A fight over the future of America’s health care system is fomenting. It isn’t going to be an easy battle for president Obama or his staunchest allies in Congress, because medical insurance companies have been enabled to run a highly effective racket wherein they squeeze every dollar from working Americans they can, and as soon as someone gets sick enough to really need the insurance, the companies look for loopholes that would allow them to renege on their promises. Blue Dogs understand the complexities of the situation, and they sympathize. With the insurance companies.
Though many of them signed a pledge that they supported a public option in health care reform, Blue Dogs recently made an about-face that was in no way influenced by lobbyists in a field their party hopes to fundamentally alter. They just, you know, had a change of heart, and now they think the public option should be off the table unless insurance companies, really, truly mess up somewhere down the line, at which point it would finally be triggered. This is the “Third Way” approach to health care, that way leading off a cliff into the gorge of an unchanged status quo.
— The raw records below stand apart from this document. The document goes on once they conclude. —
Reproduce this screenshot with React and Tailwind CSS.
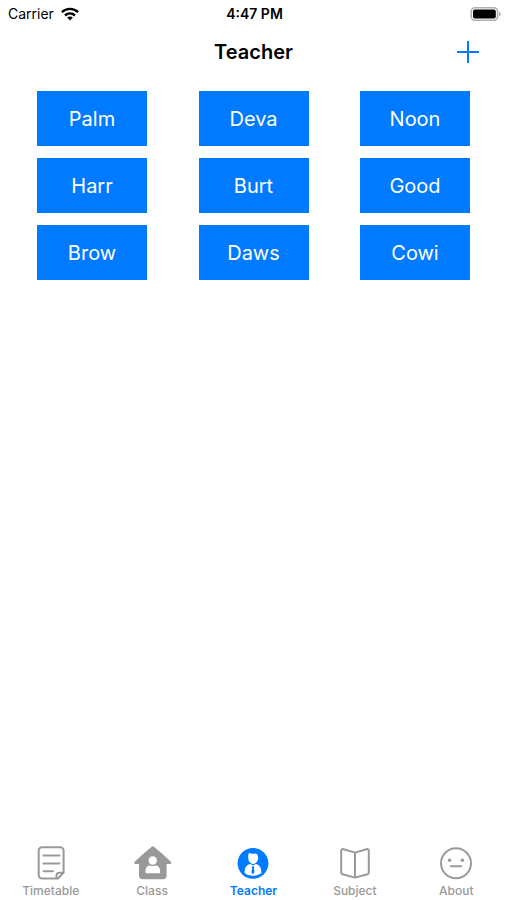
import { useState } from 'react';

const teachers = ['Palm', 'Deva', 'Noon', 'Harr', 'Burt', 'Good', 'Brow', 'Daws', 'Cowi'];

function TimetableIcon() {
    return (
        <svg width="40" height="36" viewBox="0 0 40 36" fill="none" stroke="currentColor" strokeWidth="2" strokeLinecap="round" strokeLinejoin="round">
            <path d="M27 33.5H11a3.3 3.3 0 0 1-3.3-3.3V5.6A3.3 3.3 0 0 1 11 2.3h18.3a3.3 3.3 0 0 1 3.3 3.3v22z" />
            <path d="M25.5 33.3v-2.6c0-2 1-3 3-3h3.8" />
            <path d="M12.5 10.5h16M12.5 18.5h16M12.5 26.3h9.5" />
        </svg>
    );
}

function ClassIcon() {
    return (
        <svg width="40" height="36" viewBox="0 0 40 36">
            <path
                fill="currentColor"
                d="M19.4 1.9a2 2 0 0 1 2.8 0l6.6 5.6 9.9 9c1.2 1.1.6 2.5-.9 2.5h-3.2v11.7c0 2.2-1.3 3.5-3.5 3.5H10.5C8.300 34.200 7 32.900 7 30.700V19H3.800c-1.500 0-2.100-1.400-.9-2.500l9.900-9z"
            />
            <circle cx="20.800" cy="15.500" r="4.200" fill="#fff" />
            <path fill="#fff" d="M13.400 26.500c0-3.800 2.100-6 4.600-6 1.800.8 3.800.8 5.600 0 2.500 0 4.600 2.200 4.600 6 0 1.300-.5 1.800-1.600 1.800H15c-1.100 0-1.600-.5-1.600-1.800z" />
        </svg>
    );
}

function TeacherIcon() {
    return (
        <svg width="40" height="36" viewBox="0 0 40 36">
            <circle cx="20" cy="18.3" r="15.4" fill="currentColor" />
            <path fill="#fff" d="M15.200 12.500c0-2.600.2-4.200 1.200-4.400 2 .8 4.300.6 6.200.3 1.600.5 2.600 2 2.600 4.200 0 3.700-2.200 6.300-5 6.300s-5-2.700-5-6.400z" />
            <path fill="#fff" d="M11.600 28c0-5.100 1.600-7.900 5.400-8.900l3 1.200 3-1.200c3.800 1 5.400 3.800 5.400 8.900-1.800 1.700-5 2.700-8.400 2.700s-6.600-1-8.400-2.700z" />
            <path fill="currentColor" d="M18.700 21.300h2.600l-.5 1.700.7 4.200-1.500 2-1.500-2 .7-4.200z" />
        </svg>
    );
}

function SubjectIcon() {
    return (
        <svg width="40" height="36" viewBox="0 0 40 36" fill="none" stroke="currentColor" strokeWidth="2" strokeLinejoin="round">
            <path d="M20 8v24.5M20 7.6L8.6 4.2c-1.6-.5-2.4.2-2.4 1.6v21.6c0 1 .5 1.6 1.4 1.9L20 32.6l12.4-3.3c.9-.3 1.4-.9 1.4-1.9V5.8c0-1.4-.8-2.1-2.4-1.6z" />
        </svg>
    );
}

function AboutIcon() {
    return (
        <svg width="40" height="36" viewBox="0 0 40 36" fill="none" stroke="currentColor" strokeWidth="2" strokeLinecap="round">
            <circle cx="20" cy="18.3" r="15" />
            <path d="M15 21.3h10" />
            <circle cx="13.6" cy="15.2" r="1.7" fill="currentColor" stroke="none" />
            <circle cx="26.4" cy="15.2" r="1.7" fill="currentColor" stroke="none" />
        </svg>
    );
}

const tabs = [
    { name: 'Timetable', Icon: TimetableIcon },
    { name: 'Class', Icon: ClassIcon },
    { name: 'Teacher', Icon: TeacherIcon },
    { name: 'Subject', Icon: SubjectIcon },
    { name: 'About', Icon: AboutIcon },
];

function StatusBar() {
    return (
        <div className="grid grid-cols-3 items-center h-7 pl-2 pr-1.5 text-sm leading-5">
            <div className="flex items-center gap-1.5">
                <span>Carrier</span>
                <svg width="20" height="14" viewBox="0 0 18 14" fill="none" stroke="currentColor" strokeWidth="2.4">
                    <path d="M.9 5.2c4.6-4.4 11.6-4.4 16.2 0" />
                    <path d="M4 8.5c2.9-2.7 7.1-2.7 10 0" />
                    <path d="M9 13.6l-2.8-3c1.6-1.4 4-1.4 5.6 0z" fill="currentColor" stroke="none" />
                </svg>
            </div>
            <span className="text-center font-semibold">4:47 PM</span>
            <svg className="justify-self-end" width="32" height="16" viewBox="0 0 32 16">
                <rect x="2.2" y="1.7" width="26.4" height="12.6" rx="3.8" fill="#fff" stroke="#b0b0b0" strokeWidth="1.6" />
                <rect x="4" y="3.4" width="22.8" height="9.2" rx="2" fill="#000" />
                <path d="M30 5.8c2.4.8 2.4 3.6 0 4.4z" fill="#b0b0b0" />
            </svg>
        </div>
    );
}

export default function App() {
    const [active, setActive] = useState('Teacher');

    return (
        <div className="flex flex-col min-h-screen bg-white text-black font-['Inter','Liberation_Sans',sans-serif]">
            <StatusBar />

            <header className="grid grid-cols-3 items-center h-12 px-6">
                <h1 className="col-start-2 text-center text-xl font-semibold">Teacher</h1>
                <button type="button" aria-label="Add teacher" className="justify-self-end p-1 text-[#007aff]">
                    <svg width="22" height="22" viewBox="0 0 22 22" fill="none" stroke="currentColor" strokeWidth="2">
                        <path d="M11 0v22M0 11h22" />
                    </svg>
                </button>
            </header>

            <main className="flex-1 px-[37px] pt-[15px]">
                <div className="grid grid-cols-[repeat(3,110px)] justify-between gap-y-3">
                    {teachers.map((teacher) => (
                        <button key={teacher} type="button" className="h-[55px] bg-[#007aff] text-xl text-white">
                            {teacher}
                        </button>
                    ))}
                </div>
            </main>

            <nav className="grid grid-cols-5 pb-px">
                {tabs.map(({ name, Icon }) => (
                    <button
                        key={name}
                        type="button"
                        onClick={() => setActive(name)}
                        className={`flex flex-col items-center gap-0.5 text-xs ${active === name ? 'font-semibold text-[#007aff]' : 'font-medium text-[#999999]'}`}
                    >
                        <Icon />
                        <span>{name}</span>
                    </button>
                ))}
            </nav>
        </div>
    );
}
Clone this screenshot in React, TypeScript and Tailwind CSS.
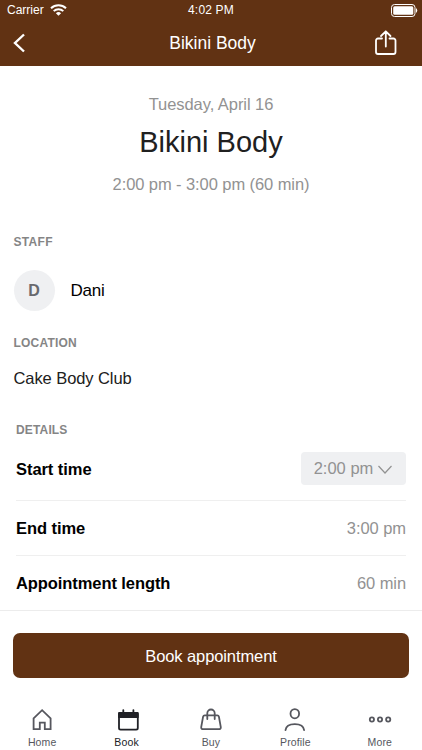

Personally, I support the “Fourth Way,” which tells the Third Way to sod off, puts leashes on the Blue Dogs, and takes them on a nice, long walk to a quiet spot in the middle of the woods. Once there, they’ll be tied to trees and told they’ll get neither dog chow nor water until they quit their infernal yapping. Some may say that treating dim-witted animals this way is abuse, and were it any other breed, I’d be inclined to agree; in this case, however, I say it’s Pavlovian conditioning with the good of the neighborhood in mind.